From her creation through the Reformation, the Golden Madonna lived a life. She was kept normally in the treasury and brought out for major feasts. On the most important procession - the Purification of the Virgin, forty days after Christmas - the treasuress handed her to the youngest canon of the parish on the eve of the feast. He hid her under his cloak and carried her at night to St. Gertrude's church in the city. The next morning she was veiled and carried back to the cathedral in solemn procession, laid on the offering stone called the steyn, ceremonially unveiled, and crowned with the child crown of Otto III. Then she was carried back into the minster, just as Mary had been welcomed by the people of the Heavenly Jerusalem. The processions ended in 1561 when the Reformation reached the city, though not the abbey.
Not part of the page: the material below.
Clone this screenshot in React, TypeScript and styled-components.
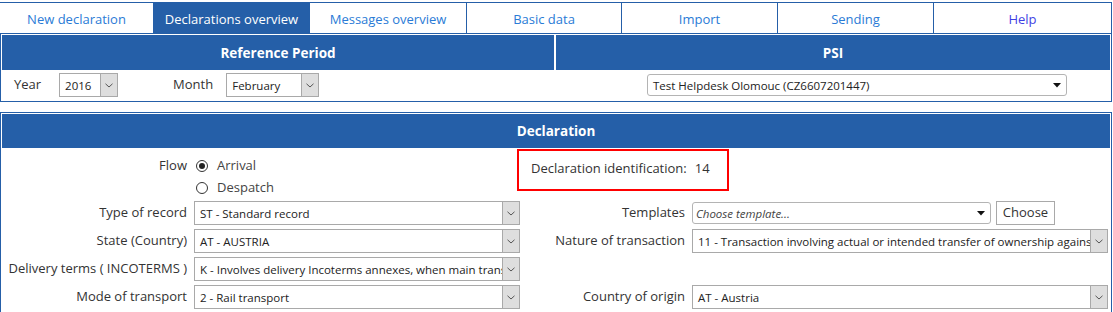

Bishop Franz Hengsbach revived the ritual in 1978. Concerns from the restorers ended it again in 2000.

Patroness of the Ruhr

Pope John XXIII issued a Pontifical decree on 8 July 1959 naming the Golden Madonna as Our Lady of Good Counsel and patroness of the newly established Diocese of Essen, the so-called Ruhrbistum. The decree was signed by the Vatican Secretary of State, Cardinal Domenico Tardini. That same year, Cardinal Hengsbach moved her out of the treasury and into a climate-controlled, high-security showcase in the northern side chapel of Essen Cathedral, where she remains. The Ruhr is one of the most heavily industrialized regions on earth, a place defined for two centuries by coal smoke and steel furnaces. Its symbol is a thousand-year-old wooden statue covered in gold leaf, made for a queen defending her son's throne.

From the Air

The Golden Madonna lives in Essen Cathedral at 51.456 N, 7.014 E, in the historic center of Essen. The cathedral is small relative to the surrounding city - look for its compact octagonal westwork rather than soaring spires. Nearest airport is Dusseldorf International (EDDL) at about 15 nm southwest; Essen/Mulheim (EDLE) is on the western city edge. Best viewed from low overhead, 2,000-3,000 ft AGL, with the Ruhr River bending south of the cathedral and the railway main line passing immediately north.